April 02, 2019
Pennsylvania has the second-most structurally deficient bridges in the United States, according to a new report from the American Road & Transportation Builders Association.
The state hasn’t improved on its runner-up status from 2017, when the ARTBA released the same report and Pennsylvania also finished second worst among the 50 states.
Pennsylvania, according to the report, has 3,770 structurally deficient bridges, which the study defines as bridges considered to be in poor condition, and in need of urgent repairs. Only Iowa has more, with 4,675 structurally deficient bridges.
Pennsylvania also ranks fifth in the country when looking at the percentage of bridges in each state that are deficient, with 16.5%. The Keystone State only fared better than Rhode Island (23%), West Virginia (19.8%), Iowa (19.3%), and South Dakota (16.7%).
The report also offers a state-by-state breakdown of where the bridges in question are located. Good news, by which we mean not good news: The eight most-traveled structurally deficient bridges in the state are right here in Philadelphia County.

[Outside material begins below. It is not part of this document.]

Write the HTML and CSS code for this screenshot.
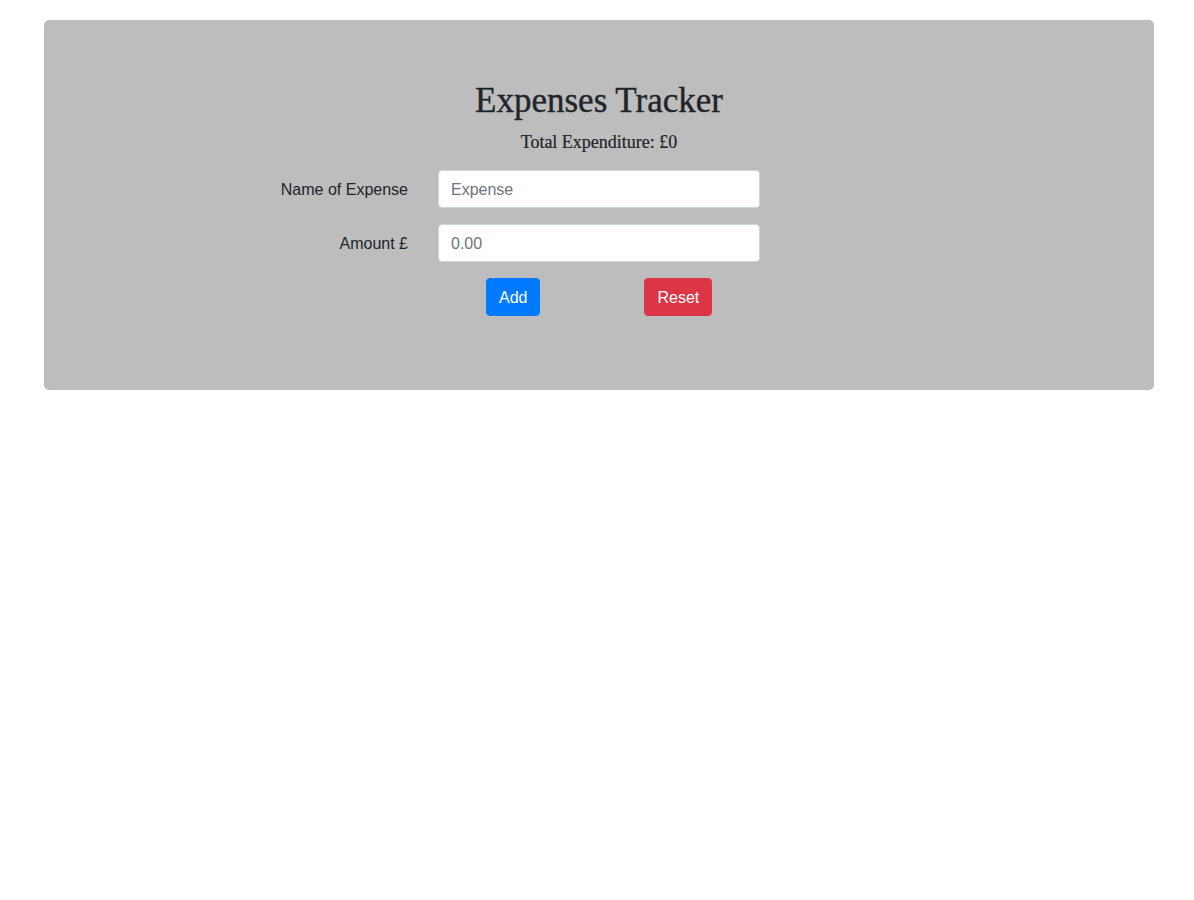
FILE: index.html
```html
<!DOCTYPE html>
<html lang="en">
<head>
<meta charset="utf-8">
<title>Expenses Tracker</title>
<link rel="stylesheet" href="styles.css">
</head>
<body>
<div class="box">
  <h1 class="title">Expenses Tracker</h1>
  <p class="total">Total Expenditure: £0</p>
  <form class="form">
    <label class="label" for="name">Name of Expense</label>
    <input class="input" id="name" type="text" placeholder="Expense">
    <label class="label" for="amount">Amount £</label>
    <input class="input" id="amount" type="text" placeholder="0.00">
    <div class="actions">
      <button type="button" class="btn btn-add">Add</button>
      <button type="button" class="btn btn-reset">Reset</button>
    </div>
  </form>
</div>
</body>
</html>
```

FILE: styles.css
```css
* { box-sizing: border-box; }
body {
  margin: 0;
  background: #ffffff;
  font-family: "Liberation Sans", Arial, sans-serif;
  color: #212529;
}
.box {
  margin: 20px 0 0 44px;
  width: 1110px;
  height: 370px;
  background: #bdbdbd;
  border-radius: 5px;
  padding-top: 57px;
}
.title {
  margin: 0;
  text-align: center;
  font-family: "Liberation Serif", "Times New Roman", serif;
  font-weight: 400;
  font-size: 35px;
  line-height: 48px;
  color: #212529;
  -webkit-text-stroke: 0.4px #212529;
}
.total {
  margin: 5px 0 0;
  text-align: center;
  font-family: "Liberation Serif", "Times New Roman", serif;
  font-size: 18px;
  line-height: 24px;
  color: #212529;
  -webkit-text-stroke: 0.2px #212529;
}
.form {
  margin-top: 16px;
  display: grid;
  grid-template-columns: 364px 322px;
  column-gap: 30px;
  row-gap: 16px;
  align-items: center;
}
.label {
  text-align: right;
  font-size: 16px;
  line-height: 24px;
  padding-top: 2px;
}
.input {
  height: 38px;
  width: 322px;
  border: 1px solid #ced4da;
  border-radius: 4px;
  padding: 7px 12px 5px;
  font-family: "Liberation Sans", Arial, sans-serif;
  font-size: 16px;
  color: #495057;
  background: #fff;
}
.input::placeholder { color: #6c757d; }
.actions {
  grid-column: 2;
  display: flex;
  gap: 104px;
  padding-left: 48px;
}
.btn {
  height: 38px;
  border: 1px solid transparent;
  border-radius: 4px;
  padding: 7px 12px 5px;
  font-family: "Liberation Sans", Arial, sans-serif;
  font-size: 16px;
  color: #fff;
}
.btn-add { background: #007bff; border-color: #007bff; }
.btn-reset { background: #dc3545; border-color: #dc3545; }
```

The most-traveled structurally deficient bridges are two stretches of Interstate 95, running about Fraley Street and Comly Street in Northeast Philly. These bridges were built in 1967, and see nearly 195,000 daily crossings, according to ARTBA.

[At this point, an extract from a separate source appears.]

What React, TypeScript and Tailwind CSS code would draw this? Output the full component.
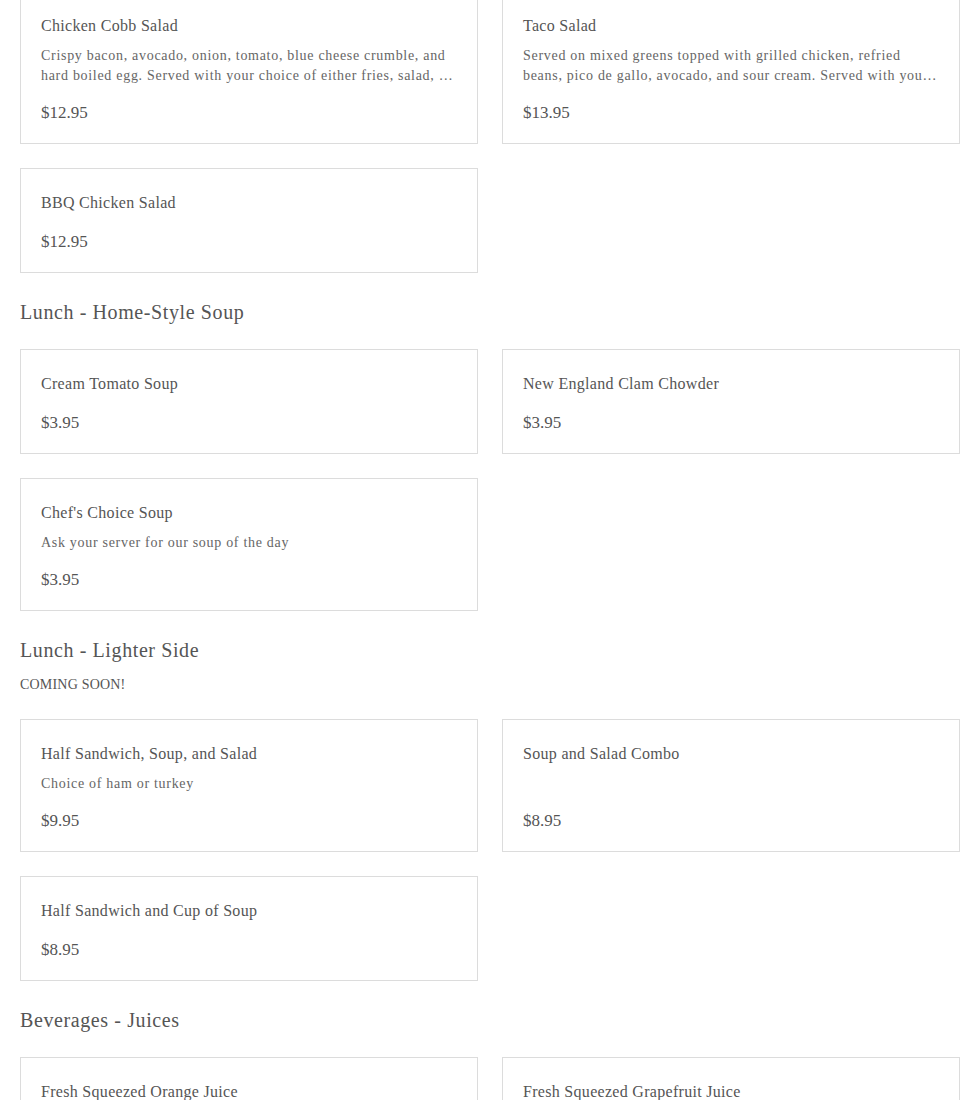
import React from "react";

interface MenuItem {
  name: string;
  description?: string;
  price: string;
}

interface MenuSection {
  title?: string;
  note?: string;
  items: MenuItem[];
}

const sections: MenuSection[] = [
  {
    items: [
      {
        name: "Chicken Cobb Salad",
        description:
          "Crispy bacon, avocado, onion, tomato, blue cheese crumble, and hard boiled egg. Served with your choice of either fries, salad, or soup.",
        price: "$12.95",
      },
      {
        name: "Taco Salad",
        description:
          "Served on mixed greens topped with grilled chicken, refried beans, pico de gallo, avocado, and sour cream. Served with your choice of dressing.",
        price: "$13.95",
      },
      { name: "BBQ Chicken Salad", price: "$12.95" },
    ],
  },
  {
    title: "Lunch - Home-Style Soup",
    items: [
      { name: "Cream Tomato Soup", price: "$3.95" },
      { name: "New England Clam Chowder", price: "$3.95" },
      {
        name: "Chef's Choice Soup",
        description: "Ask your server for our soup of the day",
        price: "$3.95",
      },
    ],
  },
  {
    title: "Lunch - Lighter Side",
    note: "COMING SOON!",
    items: [
      {
        name: "Half Sandwich, Soup, and Salad",
        description: "Choice of ham or turkey",
        price: "$9.95",
      },
      { name: "Soup and Salad Combo", price: "$8.95" },
      { name: "Half Sandwich and Cup of Soup", price: "$8.95" },
    ],
  },
  {
    title: "Beverages - Juices",
    items: [
      { name: "Fresh Squeezed Orange Juice", price: "$3.95" },
      { name: "Fresh Squeezed Grapefruit Juice", price: "$3.95" },
    ],
  },
];

const MenuCard: React.FC<{ item: MenuItem }> = ({ item }) => (
  <div className="flex flex-col border border-[#dcdcdc] bg-white px-5 pt-6 pb-[19px]">
    <h3 className="text-[16px] leading-5 tracking-[0.3px] text-[#555]">
      {item.name}
    </h3>
    {item.description && (
      <p className="mt-[10px] line-clamp-2 text-[14px] leading-5 tracking-[0.7px] text-[#666]">
        {item.description}
      </p>
    )}
    <div
      className={
        item.description
          ? "mt-auto pt-4 text-[17px] leading-[22px] text-[#555]"
          : "mt-auto pt-[18px] text-[17px] leading-[22px] text-[#555]"
      }
    >
      {item.price}
    </div>
  </div>
);

export default function App() {
  return (
    <div className="h-[1100px] overflow-hidden bg-white font-['Liberation_Serif',serif]">
      <div className="ml-5 -mt-[9px] w-[940px]">
        {sections.map((section, i) => (
          <section key={i}>
            {section.title && (
              <h2 className="pt-[25px] text-[20px] leading-7 tracking-[0.6px] text-[#555]">
                {section.title}
              </h2>
            )}
            {section.note && (
              <p className="mt-[11px] text-[14px] leading-5 tracking-[0.2px] text-[#555]">
                {section.note}
              </p>
            )}
            <div
              className={
                section.note
                  ? "mt-6 grid grid-cols-2 gap-6"
                  : section.title
                  ? "mt-[23px] grid grid-cols-2 gap-6"
                  : "grid grid-cols-2 gap-6"
              }
            >
              {section.items.map((item) => (
                <MenuCard key={item.name} item={item} />
              ))}
            </div>
          </section>
        ))}
      </div>
    </div>
  );
}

It stands to reason that the most-traveled structurally deficient bridges in the state would be located in the most populous county in the state, but it’s still concerning.
Other bridges in that eight-bridge count include stretches of I-95 in Port Richmond and Fishtown.
There is some good news for Pennsylvania in the report: The state is making progress.
The 3,770 structurally deficient bridges are down in a big way from the 4,969 structurally deficient bridges ARTBA found in its 2014 report. And the state has identified 11,758 bridges in need of repairs in 2019, down from 13,298 in need of repairs back in 2014.
Earlier this year, Gov. Tom Wolf announced his “Restore Pennsylvania” infrastructure plan, in which he acknowledged that the American Society of Engineers gave Pennsylvania a D+ grade for the quality of its roads and bridges.
According to Wolf's office, "Restore Pennsylvania" has ticketed $4.5 billion towards the state's infrastructure, which will pay for upgrades to local roads; create flexible options for businesses that need infrastructure upgrades for growth; and establish multimodal and large-scale capital projects for transit.